Figure 5 further decouples the temperature and density dependence, by showing the line ratio values derived by integrating over the entire clump as function of n(H2, r0) and T(r0), for different exponent p. In addition to the minor role of temperature, Fig. 5 shows that the ratio values depends only on the overall average density of the clumps, as indicated in the right axes of the panels. This confirms that the results are independent of the fine details of the material distribution.
The values and ranges of the ratios for a given average density can be compared when averaging along the LOS or over the entire clump by contrasting Figures 3 and 5. They are found to be broadly consistent, which indicates that the ratios present only a marginal dependence on distance, because they are computed on widely different (a factor of 100) spatial scales in the two cases.
3.4 Effects of optical depth and a hot-core-like abundance profile
In Appendix C.5 we quantify the impact of different optical depths by scaling the abundance up and down by one order of magnitude. As shown in Fig. 6, which compares models with E-CH3OH abundances of 10−10 and 10−8, a 100-fold change in abundance results in a density shift of approximately a factor of 15 in the line ratio relations. Moreover, the dependence on the density of the I(21 − 11)/I(20 − 10) ratio is mostly lost for the lowest methanol abundance (10−10), and thus the lowest optical depths of the lines. It is interesting to note that this ratio has the largest dependence on the temperature (cf. Table 4).

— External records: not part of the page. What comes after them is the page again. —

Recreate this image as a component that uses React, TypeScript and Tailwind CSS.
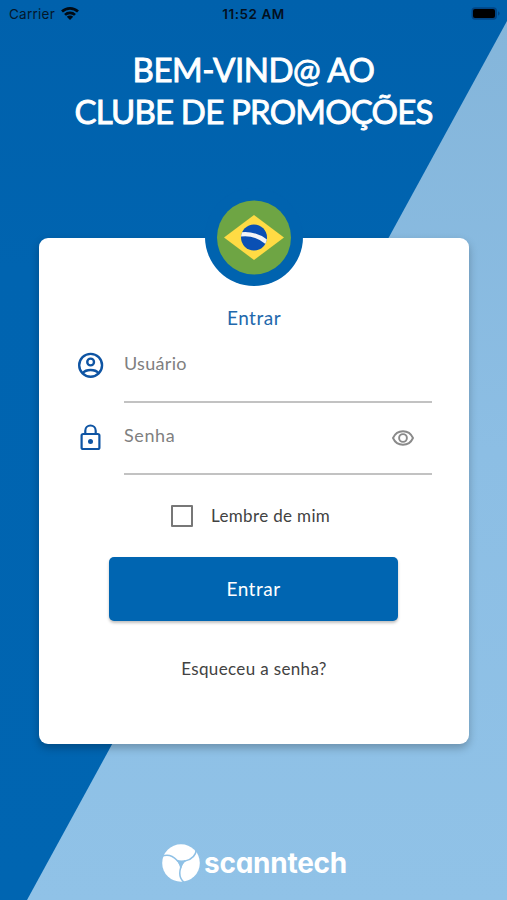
function StatusBar() {
  return (
    <header className="flex h-7 shrink-0 items-center px-[9px] font-['Inter',sans-serif] text-[13.5px] leading-none text-[#04172b]">
      <div className="flex flex-1 items-center gap-[6px]">
        <span className="pt-px tracking-[0.25px]">Carrier</span>
        <svg className="h-[14px] w-[18px]" viewBox="0 0 18 14" fill="none" stroke="#000a14" strokeWidth="2.7">
          <path d="M1 4.600a11.6 11.6 0 0 1 16 0" />
          <path d="M4 7.900a7.2 7.2 0 0 1 10 0" />
          <path d="M9 13.1 5.8 9.800a4.6 4.6 0 0 1 6.4 0Z" fill="#000a14" stroke="none" />
        </svg>
      </div>
      <span className="pt-px font-semibold tracking-[0.55px] text-[#03101f]">11:52 AM</span>
      <div className="flex flex-1 justify-end">
        <svg className="-mr-[3px] h-[14px] w-[30px]" viewBox="0 0 30 14">
          <rect x=".5" y=".3" width="25.5" height="12.4" rx="3.6" fill="#004585" />
          <rect x="2" y="2" width="22" height="9" rx="2" fill="#000" />
          <path d="M27.3 4.300v4.4c1.6-.7 1.6-3.7 0-4.4Z" fill="#003b73" />
        </svg>
      </div>
    </header>
  );
}

function BrazilFlag() {
  return (
    <svg className="size-[98px]" viewBox="0 0 98 98">
      <defs>
        <clipPath id="globe">
          <circle cx="49" cy="49.500" r="13" />
        </clipPath>
      </defs>
      <circle cx="49" cy="49" r="49" fill="#0063af" />
      <circle cx="49" cy="49.500" r="37" fill="#6ea544" />
      <path d="M19 49.500 49 27 79 49.500 49 72Z" fill="#ffdb44" />
      <circle cx="49" cy="49.500" r="13" fill="#0a50b4" />
      <path d="M33 46.800Q50 43.300 64 56" fill="none" stroke="#f2f4f6" strokeWidth="4.200" clipPath="url(#globe)" />
    </svg>
  );
}

function UserIcon() {
  return (
    <svg className="size-[30px]" viewBox="0 0 24 24" fill="none" stroke="#0e54a3" strokeWidth="1.9">
      <circle cx="11.700" cy="12.200" r="9.150" />
      <circle cx="11.700" cy="9.600" r="2.700" />
      <path d="M5.400 18.400C8.100 15.200 15.300 15.200 18 18.400" />
    </svg>
  );
}

function LockIcon() {
  return (
    <svg className="size-[30px]" viewBox="0 0 30 30" fill="none" stroke="#0e54a3" strokeWidth="2.200">
      <rect x="5.600" y="11" width="17.800" height="15" rx="1.600" />
      <path d="M9.300 11V7.700a5.200 5.200 0 0 1 10.400 0V11" />
      <circle cx="14.500" cy="18.500" r="2.500" fill="#0e54a3" stroke="none" />
    </svg>
  );
}

function EyeIcon() {
  return (
    <svg className="h-[16px] w-[22px]" viewBox="0 0 22 16" fill="none" stroke="#8a8a8a" strokeWidth="1.900">
      <path d="M1 8C5-1 17-1 21 8 17 17 5 17 1 8Z" strokeLinejoin="round" />
      <circle cx="11" cy="8" r="3.900" />
    </svg>
  );
}

function Brand() {
  return (
    <footer className="flex items-center gap-[4px] text-white">
      <svg className="size-[38px]" viewBox="0 0 38 38">
        <circle cx="19" cy="19" r="18.800" fill="#fff" />
        <g fill="none" stroke="#8fc1e6" strokeWidth="1.500">
          <path d="M-.5 12.500C6 9.500 11 12 15 16.300Q18.500 18.500 23.500 16.700" />
          <path d="M-.5 12.500C6 9.500 11 12 15 16.300Q18.500 18.500 23.500 16.700" transform="rotate(120 19 19)" />
          <path d="M-.5 12.500C6 9.500 11 12 15 16.300Q18.500 18.500 23.500 16.700" transform="rotate(240 19 19)" />
        </g>
        <path d="M15 16.500 23.200 16.800 18.800 23.700Z" fill="#8fc1e6" />
      </svg>
      <span className="font-['Inter',sans-serif] text-[28px] leading-[38px] font-bold tracking-[-0.250px] [font-feature-settings:'cv11']">
        scanntech
      </span>
    </footer>
  );
}

export default function App() {
  return (
    <div className="relative isolate flex h-[900px] w-[507px] flex-col overflow-hidden bg-linear-to-b from-[#0061ac] via-[#0064b0] via-30% to-[#0065b1] font-['Lato','Noto_Sans',sans-serif]">
      <div className="absolute inset-0 -z-10 bg-linear-to-b from-[#84b5da] via-[#8cbee4] to-[#90c2e7] [clip-path:polygon(507px_21px,507px_900px,27px_900px)]" />
      <StatusBar />
      <h1 className="mt-5 text-center text-[33px] leading-[42px] text-white [-webkit-text-stroke:0.9px_white]">
        <span className="block tracking-[-0.45px]">BEM-VIND@ AO</span>
        <span className="block tracking-[-0.8px]">CLUBE DE PROMOÇÕES</span>
      </h1>

      <main className="mt-[106px] ml-[39px] flex h-[506px] w-[430px] flex-col items-center rounded-[9px] bg-white shadow-[0_4px_9px_rgba(0,0,0,0.25)]">
        <div className="-mt-[50px]">
          <BrazilFlag />
        </div>
        <h2 className="mt-[20px] text-[19px] leading-6 tracking-[0.5px] text-[#2268ac]">Entrar</h2>

        <div className="mt-px flex h-[72px] w-[356px] items-start gap-[18px]">
          <div className="mt-[19px] shrink-0">
            <UserIcon />
          </div>
          <div className="flex h-[72px] flex-1 items-start border-b-2 border-[#c2c2c2] pt-[20px]">
            <span className="text-[18px] leading-6 tracking-[0.3px] text-[#808080]">Usuário</span>
          </div>
        </div>
        <div className="flex h-[72px] w-[356px] items-start gap-[18px]">
          <div className="mt-[20px] shrink-0">
            <LockIcon />
          </div>
          <div className="flex h-[72px] flex-1 items-start justify-between border-b-2 border-[#c2c2c2] pt-[20px] pr-[18px]">
            <span className="text-[18px] leading-6 tracking-[0.6px] text-[#808080]">Senha</span>
            <div className="mt-[7px]">
              <EyeIcon />
            </div>
          </div>
        </div>

        <label className="mt-[29px] flex items-center gap-[18px] self-start pl-[132px]">
          <span className="size-[22px] rounded-[1px] border-2 border-[#777]" />
          <span className="text-[17px] leading-6 tracking-[0.35px] text-[#424242]">Lembre de mim</span>
        </label>
        <button className="mt-[29px] ml-[70px] h-[64px] w-[289px] shrink-0 self-start rounded-[5px] bg-[#0065b1] text-[19px] tracking-[0.5px] text-white shadow-[0_2px_3px_rgba(0,0,0,0.25)]">
          Entrar
        </button>
        <a className="mt-9 text-[17px] leading-6 tracking-[0.35px] text-[#424242]">Esqueceu a senha?</a>
      </main>

      <div className="mt-[100px] ml-[162px]">
        <Brand />
      </div>
    </div>
  );
}
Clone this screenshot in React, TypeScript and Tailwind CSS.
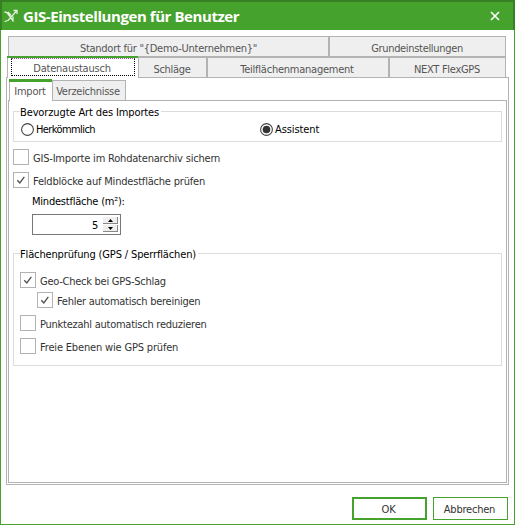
import type { ReactNode } from 'react';
import clsx from 'clsx';

function Checkbox({ checked, label, className }: { checked?: boolean; label: string; className?: string }) {
  return (
    <label className={clsx('flex h-4 items-center whitespace-nowrap text-[#333333]', className)}>
      <span className="mr-1 flex h-4 w-4 shrink-0 items-center justify-center border border-[#b3b3b3] bg-white">
        {checked && (
          <svg width="14" height="14" viewBox="0 0 14 14" fill="none" stroke="#505050" strokeWidth="1.3">
            <path d="M3.3 7.2 L5.8 10 L10.3 3.8" />
          </svg>
        )}
      </span>
      <span className="pt-[4px]">{label}</span>
    </label>
  );
}

function Radio({ checked, children, className }: { checked?: boolean; children: ReactNode; className?: string }) {
  return (
    <label className={clsx('flex items-center whitespace-nowrap', className)}>
      <svg className="mr-[2px] shrink-0" width="13" height="13" viewBox="0 0 13 13">
        <circle cx="6.5" cy="6.5" r="5.9" fill="#fff" stroke="#444" strokeWidth="1.1" />
        {checked && <circle cx="6.5" cy="6.5" r="3.8" fill="#333" />}
      </svg>
      <span className="pt-[1px]">{children}</span>
    </label>
  );
}

function Group({ title, titleClass, className, children }: { title: string; titleClass: string; className: string; children: ReactNode }) {
  return (
    <div className={clsx('relative ml-1 w-[489px] border border-[#dcdcdc]', className)}>
      <span className={clsx('absolute -top-[7px] left-[6px] bg-white leading-4 whitespace-nowrap', titleClass)}>{title}</span>
      {children}
    </div>
  );
}

function Tab({ children, className }: { children: ReactNode; className: string }) {
  return (
    <div className={clsx('flex shrink-0 items-center justify-center whitespace-nowrap border-[#b3b3b3] text-[#555555]', className)}>
      {children}
    </div>
  );
}

export default function App() {
  return (
    <div className="flex h-[525px] w-[515px] flex-col overflow-hidden bg-white font-['DejaVu_Sans_Condensed','DejaVu_Sans',sans-serif] text-[11px] leading-4 tracking-[-0.22px] text-black">
      <header className="flex h-[30px] shrink-0 items-center border-x-2 border-t-2 border-[#378023] bg-[#45a22c] text-white">
        <svg className="ml-[2px] shrink-0" width="15" height="14" viewBox="0 0 15 14" fill="none" stroke="#e4f2df" strokeWidth="1.3">
          <path d="M0.5 3 L3 3.5 L9.5 12.5 M4 3 L7 6.5 M9 7.5 V12.5 M0.5 12.5 L4 11.5 L12.5 2 M9.5 1.5 H13 V5" />
        </svg>
        <h1 className="ml-1 whitespace-nowrap font-['Open_Sans',sans-serif] text-[15px] leading-5 font-bold tracking-[-0.43px]">GIS-Einstellungen für Benutzer</h1>
        <svg className="mr-[13px] ml-auto" width="10" height="10" viewBox="0 0 10 10" stroke="#fff" strokeWidth="1.6">
          <path d="M1 1 L9 9 M9 1 L1 9" />
        </svg>
      </header>

      <main className="flex flex-1 flex-col border-x border-b border-[#45a22c] pt-[6px] pl-[5px]">
        <div className="ml-[2px] flex h-[20px] w-[498px] shrink-0 border border-b-0 border-[#b3b3b3] bg-[#efefef]">
          <Tab className="w-[321px] border-r-2 pt-[5px] tracking-[-0.26px]">Standort für "{'{'}Demo-Unternehmen{'}'}"</Tab>
          <Tab className="flex-1 pt-[5px] pr-[1px] tracking-[-0.32px]">Grundeinstellungen</Tab>
        </div>
        <div className="relative z-10 ml-[1px] flex h-[21px] w-[499px] shrink-0 bg-[#efefef]">
          <div className="h-[22px] w-[131px] shrink-0 border-t-2 border-[#45a22c] bg-white">
            <div className="h-[20px] border-l border-[#b3b3b3] pl-[3px]">
              <div className="flex h-[18px] w-[124px] items-center justify-center border border-dotted border-black border-t-[#a64ca6] pr-[2px] pt-[3px] text-[#555555]">
                Datenaustausch
              </div>
            </div>
          </div>
          <Tab className="w-[70px] border-t-2 border-r-2 border-l pt-[4px] pr-[1px] tracking-[-0.3px]">Schläge</Tab>
          <Tab className="w-[182px] border-t-2 border-r-2 pt-[4px] pr-[2px] tracking-[-0.24px]">Teilflächenmanagement</Tab>
          <Tab className="flex-1 border-t-2 border-r pt-[4px] pr-[1px] tracking-[-0.3px]">NEXT FlexGPS</Tab>
        </div>

        <section className="flex h-[408px] w-[503px] shrink-0 flex-col border border-[#b3b3b3] p-[1px]">
          <div className="relative z-10 ml-[1px] flex h-[21px] shrink-0">
            <div className="h-[22px] w-[43px] border-t-[3px] border-[#45a22c] bg-white">
              <Tab className="h-[19px] border-l pr-[2px]">Import</Tab>
            </div>
            <Tab className="mt-[1px] w-[74px] border border-b-0 bg-[#efefef] pt-[3px] pr-[2px] tracking-[-0.28px]">Verzeichnisse</Tab>
          </div>

          <div className="flex flex-1 flex-col border border-[#b3b3b3]">
            <Group title="Bevorzugte Art des Importes" titleClass="w-[141px] tracking-[-0.12px]" className="mt-[10px] flex h-[31px] shrink-0 items-center pt-[5px]">
              <Radio className="ml-[7px] w-[239px] tracking-[-0.6px]">Herkömmlich</Radio>
              <Radio checked className="tracking-[-0.1px]">Assistent</Radio>
            </Group>

            <Checkbox className="mt-[7px] ml-1 tracking-[-0.2px]" label="GIS-Importe im Rohdatenarchiv sichern" />
            <Checkbox className="mt-[7px] ml-1 tracking-[-0.2px]" checked label="Feldblöcke auf Mindestfläche prüfen" />
            <div className="mt-[6px] ml-[23px]">Mindestfläche (m²):</div>

            <div className="mt-[4px] ml-[23px] flex h-[21px] w-[89px] shrink-0 items-center border border-[#777777]">
              <span className="flex-1 pt-[2px] pr-[5px] text-right">5</span>
              <div className="mr-[2px] flex w-[15px] flex-col gap-[1px]">
                <span className="flex h-[7px] items-center justify-center border-r border-b border-[#888888] bg-[#efefef]">
                  <svg width="5" height="3" viewBox="0 0 5 3"><path d="M0 3 L2.5 0 L5 3 Z" /></svg>
                </span>
                <span className="flex h-[7px] items-center justify-center border-r border-b border-[#888888] bg-[#efefef]">
                  <svg width="5" height="3" viewBox="0 0 5 3"><path d="M0 0 L2.5 3 L5 0 Z" /></svg>
                </span>
              </div>
            </div>

            <Group title="Flächenprüfung (GPS / Sperrflächen)" titleClass="w-[178px] tracking-[-0.14px]" className="mt-[18px] h-[113px] shrink-0 pt-[18px] pl-[6px]">
              <Checkbox checked label="Geo-Check bei GPS-Schlag" className="tracking-[-0.26px]" />
              <Checkbox className="mt-[4px] ml-[17px] tracking-[-0.26px]" checked label="Fehler automatisch bereinigen" />
              <Checkbox className="mt-[7px] tracking-[-0.25px]" label="Punktezahl automatisch reduzieren" />
              <Checkbox className="mt-[7px] tracking-[-0.17px]" label="Freie Ebenen wie GPS prüfen" />
            </Group>
          </div>
        </section>

        <footer className="mt-3 mr-[6px] flex shrink-0 justify-end gap-[6px] text-[#333333]">
          <button className="h-[23px] w-[75px] border-2 border-[#45a22c] bg-white pt-[2px] pr-[2px]">OK</button>
          <button className="h-[23px] w-[75px] border border-[#45a22c] bg-white pt-[2px] pr-[2px]">Abbrechen</button>
        </footer>
      </main>
    </div>
  );
}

Figure 6 allows also to check if the behaviour of the line ratios is consistent with the effect of radiative trapping discussed in Sect. 3.2. Radiative trapping decreases the effective radiative de-excitation rate (Shirley 2015), and this renders the lines more efficient in tracing low-density gas (Kauffmann et al. 2017). Thus, a larger abundance should shift the relation to lower densities by increasing the optical depth of the lines, and an opposite behaviour is expected for lower abundances. Another consequence is that the ratio should become thermalised, and thus insensitive to density, at lower average density along the LOS. Indeed a lower optical depth, corresponding to the lower methanol abundance, shifts a given value of the line ratios to higher average densities while a higher abundance, and thus higher optical depth, has the contrary effect.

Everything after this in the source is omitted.